Dass es trotzdem ein ansehnlicher Film wurde, liegt an David Slama. Während die Handlung einzig der Zuspitzung aufs Endfeuerwerk dient, kontert der versierte Kameramann das holzschnittartige Drehbuch mit ansprechenden Bildern. Seelenruhig gleitet der 61-Jährige durch die Luftschifffluchten. Endlose Gänge werden in konzentrierter Fahrt vermessen. Im Art déco erhält der Film zudem fast kammerspielartige Momente.

So ergibt sich ein ungewohntes Fazit: Der junge Regisseur Philipp Kadelbach, sonst eher als Werbefilmer bekannt, hat RTL im Auftrag der Großfilmschmiede teamWorx einen Blockbuster gebastelt, der seine Geschichte nicht durch zappelige Schnitte, Kaugummilook und klanglichen Kleister versaut, sondern eine müde Story umgekehrt durchs Äußerliche erst erträglich macht. Die Hauptdarsteller heißen: visuelle Effekte, kurz VFX. Denn so wie Charaktere und Inhalt weitestgehend erfunden sind, entstand auch das Luftschiff - mit 246,7 Metern länger als die "Titanic" - am Rechner. 230 Einstellungen sind digital erzeugt, die Kabinen im Vergleich zum Original riesig, das ganze Innenleben überhaupt zu geräumig.

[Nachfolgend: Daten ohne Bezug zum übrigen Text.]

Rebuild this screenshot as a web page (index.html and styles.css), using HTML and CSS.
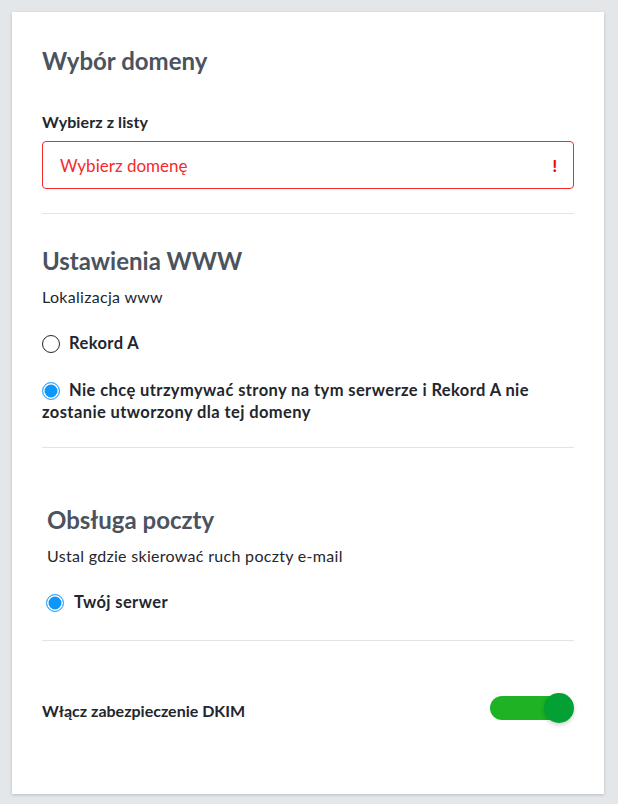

Die Welt, so hat sich RTL wohl gedacht, will keinen Realismus, sie will großes, sauberes Entertainment. Wer von der Gestapo stundenlang gefoltert wird, wäscht sich wie der Held des Films seine Wunden mit Wasser ab, als hätte er sich beim Rasieren geschnitten. Zudem wurde der Film auf Englisch gedreht, soll er doch die Massengeschmäcker ganz Europas, der USA, ja sogar Japans treffen. Der Explosionseinstieg mag Ästheten da vergrätzen; den Quoten wird er dienlich sein. Auch neue Wege haben ihre Grenzen.